Clearly, the current approach is not fair. Since the enactment of the Hatch-Waxman Act in 1984 -- which included a shorter, two-year restoration for certain drugs already in the FDA approval process based on the assumption that these drugs would be approved quickly -- Congress on seven occasions has enacted legislation to address particular FDA-regulated products where the application of the two-year restoration period would be unfair because of lengthy delays in the regulatory approval process that were unanticipated at the time the Hatch-Waxman was passed
As I testified before the Senate Subcommittee on Patents, Copyrights, and Trademarks in 1991, the root problem stems from basic weaknesses in the Hatch-Waxman Act, which was evident even at the time of enactment. For example, the two-year restoration period for certain pipeline drugs was itself arbitrary, apparently the result of political compromise rather than an informed understanding of the complexities of the FDA review and approval process and the lengthy delays that might arise as a drug works its way through that complex process. Similarly, the time limits on the FDA testing phase for certain pipeline drugs were arbitrary rather than reasoned.

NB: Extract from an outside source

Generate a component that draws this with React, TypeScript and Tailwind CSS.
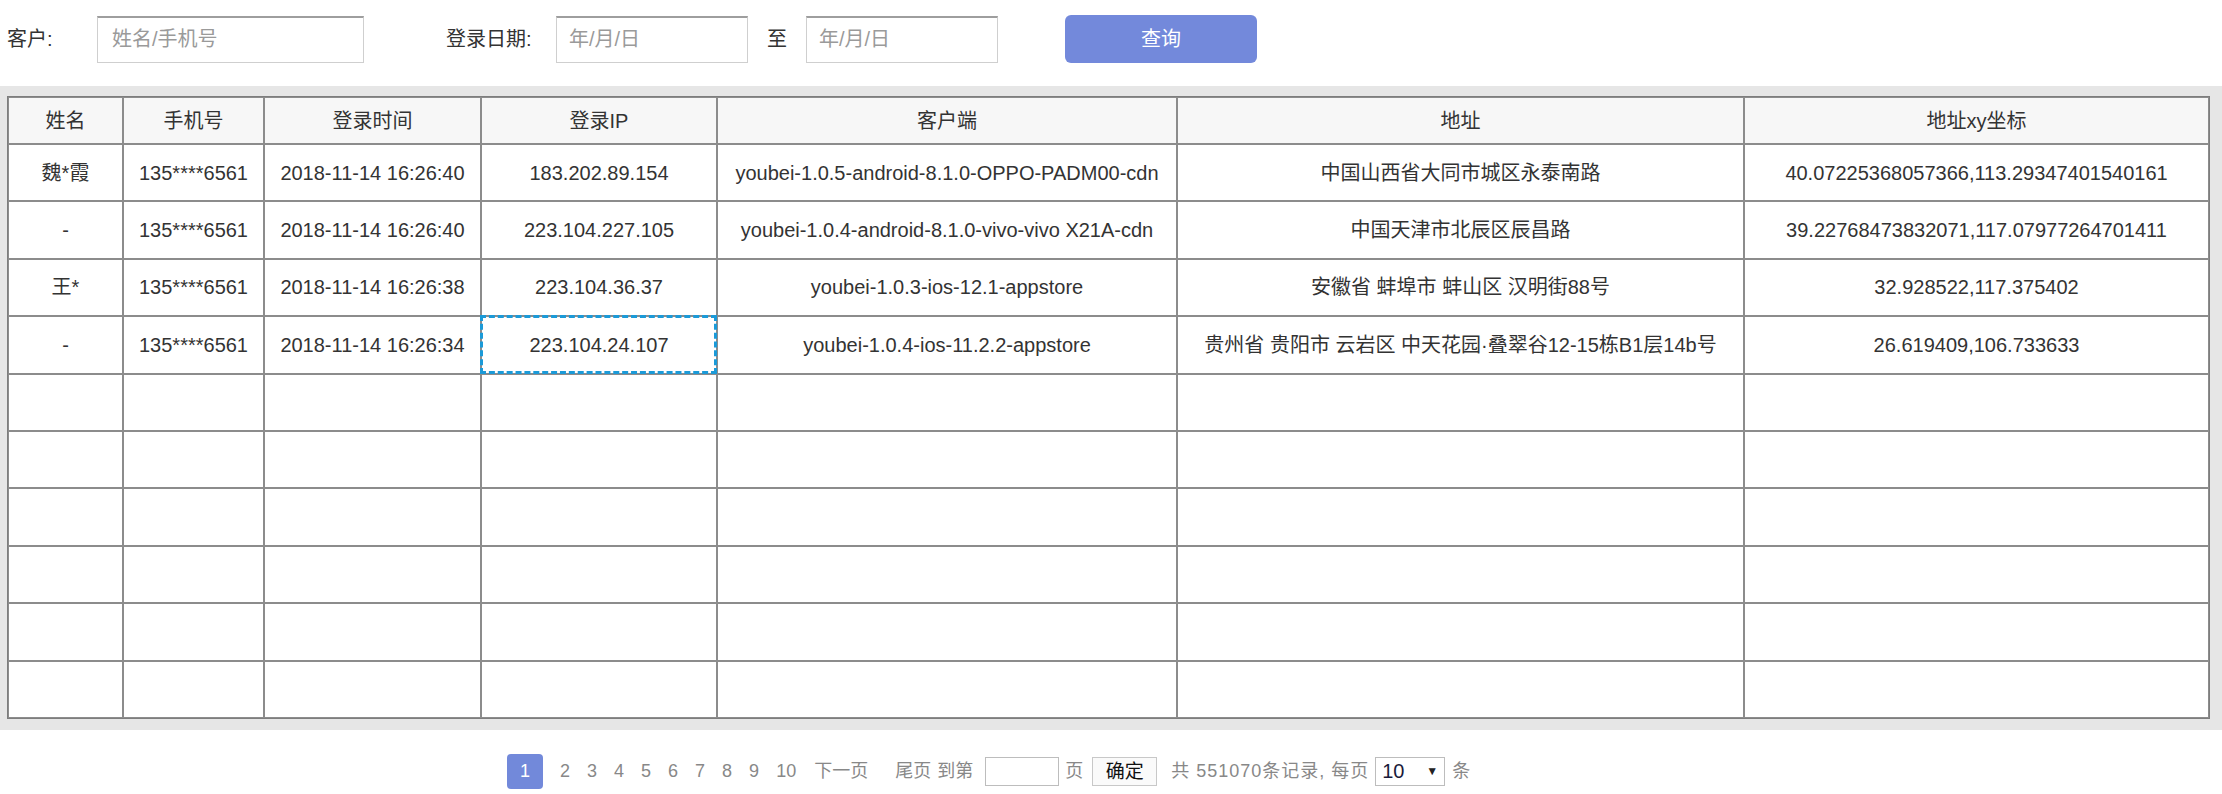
import React from "react";

const rows: string[][] = [
  ["魏*霞", "135****6561", "2018-11-14 16:26:40", "183.202.89.154", "youbei-1.0.5-android-8.1.0-OPPO-PADM00-cdn", "中国山西省大同市城区永泰南路", "40.07225368057366,113.29347401540161"],
  ["-", "135****6561", "2018-11-14 16:26:40", "223.104.227.105", "youbei-1.0.4-android-8.1.0-vivo-vivo X21A-cdn", "中国天津市北辰区辰昌路", "39.22768473832071,117.07977264701411"],
  ["王*", "135****6561", "2018-11-14 16:26:38", "223.104.36.37", "youbei-1.0.3-ios-12.1-appstore", "安徽省 蚌埠市 蚌山区 汉明街88号", "32.928522,117.375402"],
  ["-", "135****6561", "2018-11-14 16:26:34", "223.104.24.107", "youbei-1.0.4-ios-11.2.2-appstore", "贵州省 贵阳市 云岩区 中天花园·叠翠谷12-15栋B1层14b号", "26.619409,106.733633"],
];

const headers = ["姓名", "手机号", "登录时间", "登录IP", "客户端", "地址", "地址xy坐标"];
const widths = [115, 141, 217, 236, 460, 567, 465];

const font = { fontFamily: '"Liberation Sans", "Noto Sans CJK SC", sans-serif' };

function SearchBar() {
  return (
    <div className="flex items-center h-[48px] mt-[15px] mb-[23px] text-[20px] text-[#333]">
      <span className="w-[97px] pl-[7px]">客户:</span>
      <input
        className="w-[267px] h-[47px] px-[14px] border border-[#cfcfcf] border-t-2 border-t-[#9e9e9e] placeholder:text-[#9a9a9a] outline-none"
        placeholder="姓名/手机号"
      />
      <span className="w-[110px] ml-[82px]">登录日期:</span>
      <input
        className="w-[192px] h-[47px] px-[12px] border border-[#cfcfcf] border-t-2 border-t-[#9e9e9e] placeholder:text-[#9a9a9a] outline-none"
        placeholder="年/月/日"
      />
      <span className="w-[58px] pl-[19px]">至</span>
      <input
        className="w-[192px] h-[47px] px-[12px] border border-[#cfcfcf] border-t-2 border-t-[#9e9e9e] placeholder:text-[#9a9a9a] outline-none"
        placeholder="年/月/日"
      />
      <button className="ml-[67px] w-[192px] h-[48px] rounded-[6px] bg-[#7389db] text-white text-[20px]">
        查询
      </button>
    </div>
  );
}

function DataTable() {
  const empty = Array.from({ length: 6 }, () => ["", "", "", "", "", "", ""]);
  const all = [...rows, ...empty];
  return (
    <div className="bg-[#e6e6e6] pl-[7px] pt-[10px] pr-[12px] pb-[11px]">
      <table className="table-fixed w-full border-separate border-spacing-0 border border-[#7d7d7d] text-[20px] text-[#333]">
        <colgroup>
          {widths.map((w, i) => (
            <col key={i} style={{ width: w }} />
          ))}
        </colgroup>
        <thead>
          <tr className="h-[47px] bg-[#f7f7f7]">
            {headers.map((h) => (
              <th key={h} className="font-normal border border-[#8c8c8c] text-center">
                {h}
              </th>
            ))}
          </tr>
        </thead>
        <tbody className="bg-white">
          {all.map((r, ri) => (
            <tr key={ri} className="h-[57.4px]">
              {r.map((c, ci) => (
                <td key={ci} className="relative border border-[#8c8c8c] text-center whitespace-nowrap">
                  {c}
                  {ri === 3 && ci === 3 && (
                    <span className="absolute -top-[2px] -bottom-[1px] -left-[2px] -right-[1px] border-[3px] border-dashed border-[#1b9ad8]" />
                  )}
                </td>
              ))}
            </tr>
          ))}
        </tbody>
      </table>
    </div>
  );
}

function Pager() {
  return (
    <div className="flex items-center mt-[24px] text-[18px] text-[#888]">
      <span className="ml-[507px] w-[36px] h-[35px] rounded-[4px] bg-[#7289da] text-white flex items-center justify-center">
        1
      </span>
      {["2", "3", "4", "5", "6", "7", "8", "9", "10"].map((n) => (
        <span key={n} className="ml-[17px]">
          {n}
        </span>
      ))}
      <span className="ml-[18px]">下一页</span>
      <span className="ml-[27px]">尾页</span>
      <span className="ml-[6px]">到第</span>
      <input className="ml-[12px] w-[74px] h-[29px] border border-[#bdbdbd] outline-none" />
      <span className="ml-[6px]">页</span>
      <button className="ml-[9px] w-[65px] h-[29px] border border-[#c8c8c8] bg-[#fafafa] text-[#111] text-[19px]">
        确定
      </button>
      <span className="ml-[14px] tracking-[1px] whitespace-pre">共 551070条记录, 每页</span>
      <span className="ml-[6px] w-[70px] h-[29px] border border-[#bdbdbd] flex items-center justify-between px-[6px] text-[#1a1a3a] text-[20px]">
        <span>10</span>
        <span className="text-[12px] text-[#222]">▼</span>
      </span>
      <span className="ml-[7px]">条</span>
    </div>
  );
}

export default function App() {
  return (
    <div className="w-[2222px] h-[794px] bg-white overflow-hidden" style={font}>
      <SearchBar />
      <DataTable />
      <Pager />
    </div>
  );
}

Related to, but distinct from, the merits of specific claims for legislative term restoration for particular FDA-regulated products, is the larger public policy question of how Congress might go about regularizing the process of granting relief in cases where the application of the general two-year rule in the Hatch-Waxman Act would be unfair or inequitable. In 1991, I testified that a fair and impartial method of considering private claims for patent term extensions must be found to prevent the subcommittee from being overcome with a deluge of similar requests and to ensure that all who seek private relief are treated with uniform fairness. That need is as great today as it was when I last testified almost a decade ago.
What alternatives are available to Congress? In my 1991 testimony, I identified a number of approaches for obtaining independent review and fact determination in these cases, including referral of the bill to the Commissioner of Patents and Trademarks, the alternative adopted in H.R. 1598. After serving as Commissioner of Patents and Trademarks for almost five years, I remain convinced that such an approach constitutes sound public policy. For that reason alone, and without the time this afternoon to undertake a detailed discussion of this legislation, I can strongly endorse the "Patent Fairness Act of 1999." H.R. 1598 is a sound approach for achieving fairness and predictability in America's intellectual property system.